TOYOTA'S TEARS: Hannes Grobler and Hennie ter Stege's victory saw Toyota miss out on another win in the desert race bearing its name.

All the various race equations were thrown into disarray within 30 kilometres of the restart at Kumakwane, 25 kilometres west of Gaborone. Taylor and Houghton, who shared Toyota’s last win on this event with Apie Reyneke, went out with a broken gearbox and midway through the first of the two loops that made up the final day Grobler/ter Stege had moved into second and were chasing Vos and Howie.

Midway through the final loop Grobler/ter Stege were ahead of Vos/Howe by less than 10 seconds, and it was game on.
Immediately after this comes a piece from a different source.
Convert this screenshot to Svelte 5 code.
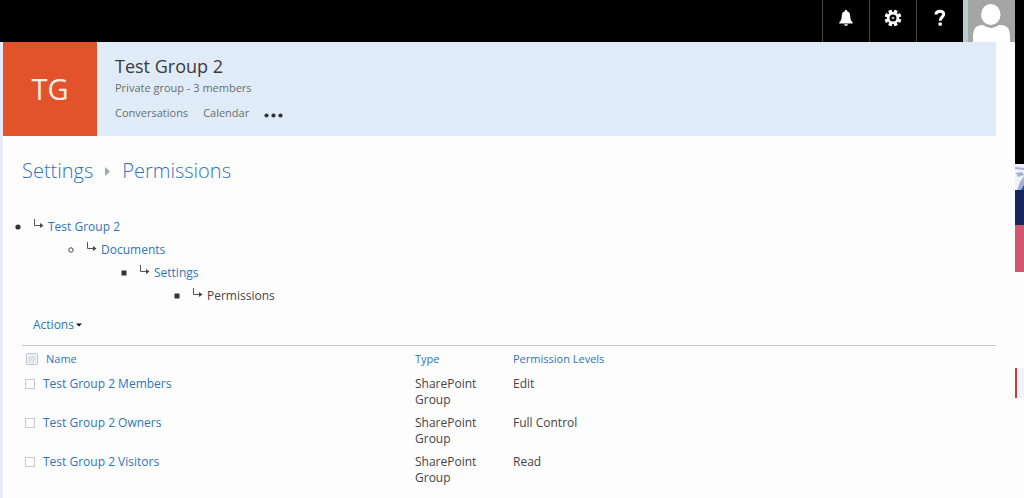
<script>
  const rows = [
    { name: 'Test Group 2 Members', type: 'SharePoint Group', level: 'Edit' },
    { name: 'Test Group 2 Owners', type: 'SharePoint Group', level: 'Full Control' },
    { name: 'Test Group 2 Visitors', type: 'SharePoint Group', level: 'Read' }
  ];
  const trail = ['Test Group 2', 'Documents', 'Settings', 'Permissions'];
</script>

{#snippet branch(depth)}
  <ul>
    <li>
      <div class="node">
        <svg class="marker" width="6" height="6" viewBox="0 0 6 6" aria-hidden="true">
          {#if depth === 0}
            <circle cx="3" cy="3" r="2.6" fill="#333" />
          {:else if depth === 1}
            <circle cx="3" cy="3" r="2.2" fill="none" stroke="#444" />
          {:else}
            <rect x="0.5" y="0.5" width="5" height="5" fill="#333" />
          {/if}
        </svg>
        <svg class="elbow" width="11" height="16" viewBox="0 0 11 16" aria-hidden="true">
          <path d="M1.5 0V6.5H9" fill="none" stroke="#555" />
          <path d="M7 4L10.5 6.5L7 9Z" fill="#444" />
        </svg>
        {#if depth < trail.length - 1}
          <a href="#{trail[depth]}">{trail[depth]}</a>
        {:else}
          <span>{trail[depth]}</span>
        {/if}
      </div>
      {#if depth < trail.length - 1}
        {@render branch(depth + 1)}
      {/if}
    </li>
  </ul>
{/snippet}

<div class="shell">
  <div class="page">
    <header class="suite">
      <button aria-label="Notifications">
        <svg width="16" height="18" viewBox="0 0 16 18" fill="#fff">
          <path d="M7 1.2Q8 .2 9 1.2L9.2 2.2C12 3 12.2 5.5 12.3 8C12.4 11 13.5 12.2 14.7 13.3V14.5H1.3V13.3C2.5 12.2 3.6 11 3.7 8C3.8 5.5 4 3 6.8 2.2ZM6 15.3H10Q9.6 17 8 17Q6.4 17 6 15.3Z" />
        </svg>
      </button>
      <button aria-label="Settings">
        <svg width="18" height="18" viewBox="0 0 18 18">
          <g fill="#fff">
            {#each [22.5, 67.5, 112.5, 157.5] as angle}
              <rect x="7.2" y="0.6" width="3.6" height="16.8" rx="0.4" transform="rotate({angle} 9 9)" />
            {/each}
            <circle cx="9" cy="9" r="6" />
          </g>
          <circle cx="9" cy="9" r="3.5" fill="#000" />
          <circle cx="9" cy="9" r="1.3" fill="#bbb" />
        </svg>
      </button>
      <button aria-label="Help">
        <svg width="14" height="18" viewBox="0 0 14 18">
          <path d="M3 5.5C3.1 3.2 4.8 2.3 7 2.3C9.4 2.3 10.7 3.5 10.7 5.3C10.7 7.8 7.2 8 7.2 11.8" fill="none" stroke="#fff" stroke-width="3" />
          <rect x="5.5" y="13.6" width="3.4" height="3.2" rx="1" fill="#fff" />
        </svg>
      </button>
      <button class="me" aria-label="Account">
        <svg width="47" height="42" viewBox="0 0 47 42">
          <rect width="47" height="42" fill="#a5a5a5" />
          <path d="M5 42V36Q5 25 14 25H15Q23 31 31 25H33Q42 25 42 36V42Z" fill="#fff" />
          <ellipse cx="22.8" cy="14.5" rx="9.7" ry="10.5" fill="#fff" />
        </svg>
      </button>
    </header>

    <main>
      <section class="group">
        <div class="tile">TG</div>
        <div class="about">
          <h1>Test Group 2</h1>
          <p>Private group - 3 members</p>
          <nav>
            <a href="#conversations">Conversations</a>
            <a href="#calendar">Calendar</a>
            <button aria-label="More">
              <svg width="19" height="5" viewBox="0 0 19 5" fill="#333">
                <circle cx="2.5" cy="2.5" r="2.1" />
                <circle cx="9.5" cy="2.5" r="2.1" />
                <circle cx="16.5" cy="2.5" r="2.1" />
              </svg>
            </button>
          </nav>
        </div>
      </section>

      <h2>
        <a href="#settings">Settings</a>
        <svg width="5" height="9" viewBox="0 0 5 9" aria-hidden="true"><path d="M0 0L5 4.5L0 9Z" fill="#a2a7aa" /></svg>
        <a href="#permissions">Permissions</a>
      </h2>

      <div class="tree">{@render branch(0)}</div>

      <section class="list">
        <button class="actions">
          Actions
          <svg width="6" height="4" viewBox="0 0 6 4" aria-hidden="true"><path d="M0 .5H6L3 3.5Z" fill="#111" /></svg>
        </button>
        <table>
          <thead>
            <tr>
              <th class="pick">
                <button aria-label="Select all">
                  <svg width="12" height="12" viewBox="0 0 12 12">
                    <rect x="0.5" y="0.5" width="11" height="11" rx="1" fill="#eef2f8" stroke="#c3c7cb" />
                    <path d="M2.5 6L5 3M3 9L8 3M6 9.5L9.5 5" fill="none" stroke="#b0c6e2" />
                  </svg>
                </button>
              </th>
              <th class="name"><a href="#name">Name</a></th>
              <th class="type"><a href="#type">Type</a></th>
              <th><a href="#levels">Permission Levels</a></th>
            </tr>
          </thead>
          <tbody>
            {#each rows as row}
              <tr>
                <td class="pick"><input type="checkbox" aria-label={row.name} /></td>
                <td class="name"><a href="#{row.name}">{row.name}</a></td>
                <td class="type">{row.type}</td>
                <td>{row.level}</td>
              </tr>
            {/each}
          </tbody>
        </table>
      </section>
    </main>
  </div>

  <aside aria-hidden="true">
    <div class="dark"></div>
    <svg width="9" height="26" viewBox="0 0 9 26">
      <rect width="9" height="26" fill="#eef2fa" />
      <path d="M0 3L9 4V6L0 5ZM1 9L7 8L9 11L3 13ZM9 12V26H2L5 18Z" fill="#a4b2d8" />
      <path d="M9 21V26H6Z" fill="#2852b0" />
    </svg>
    <div class="navy"></div>
    <div class="rose"></div>
    <div class="mark"></div>
  </aside>
</div>

<style>
  :global(body) {
    margin: 0;
    background: #fdfdfe;
  }
  .shell {
    display: grid;
    grid-template-columns: minmax(0, 1fr) 9px;
    min-height: 100vh;
    overflow: hidden;
    font: 12px/16px "Open Sans", "Noto Sans", sans-serif;
    color: #444;
  }
  a {
    color: #2d74bd;
    text-decoration: none;
  }
  button {
    padding: 0;
    border: 0;
    background: none;
    font: inherit;
    color: inherit;
    cursor: pointer;
  }
  svg {
    flex: none;
    display: block;
  }
  .page {
    display: flex;
    flex-direction: column;
  }
  .suite {
    display: flex;
    justify-content: flex-end;
    height: 42px;
    background: #000;
  }
  .suite button {
    display: flex;
    justify-content: center;
    box-sizing: border-box;
    width: 47px;
    padding-top: 9px;
    border-left: 1px solid #4a4447;
  }
  .suite .me {
    width: auto;
    padding: 0;
    border-left: 5px solid #b6ccd2;
  }
  main {
    flex: 1;
    border-left: 3px solid #e6ebfc;
    padding-right: 19px;
  }
  .group {
    display: flex;
    background: #dfecf8;
  }
  .tile {
    display: grid;
    place-items: center;
    width: 94px;
    height: 94px;
    background: #e2532c;
    color: #fdeee6;
    font-size: 29px;
    line-height: 32px;
  }
  .about {
    padding: 12px 18px 0;
  }
  h1, h2, p {
    margin: 0;
    font-weight: 400;
  }
  h1 {
    color: #3a3a3a;
    font-size: 18px;
    line-height: 24px;
  }
  p, nav {
    color: #6a6c70;
    font-size: 11px;
    line-height: 20px;
  }
  nav {
    display: flex;
    align-items: center;
    gap: 15px;
    padding-top: 5px;
  }
  nav a {
    color: inherit;
  }
  nav button {
    padding-top: 4px;
  }
  h2 {
    display: flex;
    align-items: center;
    gap: 12px;
    padding: 20px 19px 0;
    font-size: 20px;
    font-weight: 300;
    line-height: 30px;
  }
  .tree {
    padding: 29px 0 0 12px;
  }
  ul {
    margin: 0;
    padding: 0;
    list-style: none;
  }
  ul ul {
    padding-left: 53px;
  }
  .node {
    display: flex;
    align-items: center;
    height: 23px;
  }
  .marker {
    margin-right: 12px;
  }
  .elbow {
    margin-right: 4px;
  }
  .list {
    padding: 8px 0 0 19px;
  }
  .actions {
    display: flex;
    align-items: center;
    gap: 2px;
    height: 20px;
    margin-left: 11px;
    color: #2d74bd;
  }
  table {
    width: 100%;
    margin-top: 10px;
    border-top: 1px solid #c6c6c8;
    border-collapse: collapse;
    table-layout: fixed;
  }
  th, td {
    padding: 4px 0 3px;
    text-align: left;
    vertical-align: top;
    font-weight: 400;
  }
  th {
    padding: 5px 0;
    font-size: 11px;
  }
  .pick {
    width: 21px;
  }
  .name {
    width: 372px;
  }
  th.name a {
    padding-left: 3px;
  }
  .type {
    width: 62px;
    padding-right: 36px;
  }
  th button {
    display: block;
    padding: 2px 0 0 4px;
  }
  input {
    appearance: none;
    display: block;
    box-sizing: border-box;
    width: 10px;
    height: 10px;
    margin: 3px;
    border: 1px solid #c9cac9;
    background: #fff;
  }
  aside {
    display: flex;
    flex-direction: column;
  }
  .dark {
    height: 164px;
    background: #000;
  }
  .navy {
    height: 35px;
    background: #14265c;
  }
  .rose {
    height: 47px;
    background: #d3566e;
  }
  .mark {
    height: 30px;
    margin-top: 96px;
    border-left: 2px solid #d6382a;
    background: #f0f3fb;
  }
</style>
But the sting in tail that characterises this event struck again and when Vos and Howie ran into a steering problem 10 kilometres from the finish, Visser and Badenhorst sneaked through to consolidate their championship lead.

There was a little extra consolation for Toyota with Barkhuizen and van Wyck edging out the Atlas Copco Toyota Hilux of Gary Bertholdt and Andre Vermeulen to complete the top five. A victory in Class D also helped sweeten bitter disappointment.

With all the other Class D runners suffering weekends to forget Deon Venter and Ian Palmer, in the 4x4 Mega World Toyota Hilux, cruised home to an impressive sixth overall. It was only the Toyota’s second competitive outing and lifts Venter/Palmer into championship contention.

A little history was also made in Class E where teenager Lance Woolridge, in his first Desert Race, and Ward Huxtable won Class E in the Team Ford Ranger. Woolridge’s father Neil is a former winner of the Desert Race and his son’s performance was ample compensation for the former SA champion.

Woolridge senior and Kenny Skjoldhammer dropped out of the race on Saturday in the factory Ford Ranger running in the SP Class. A proud father was full of smiles with young Woolridge and Huxtable tightening their hold on the Class E championship.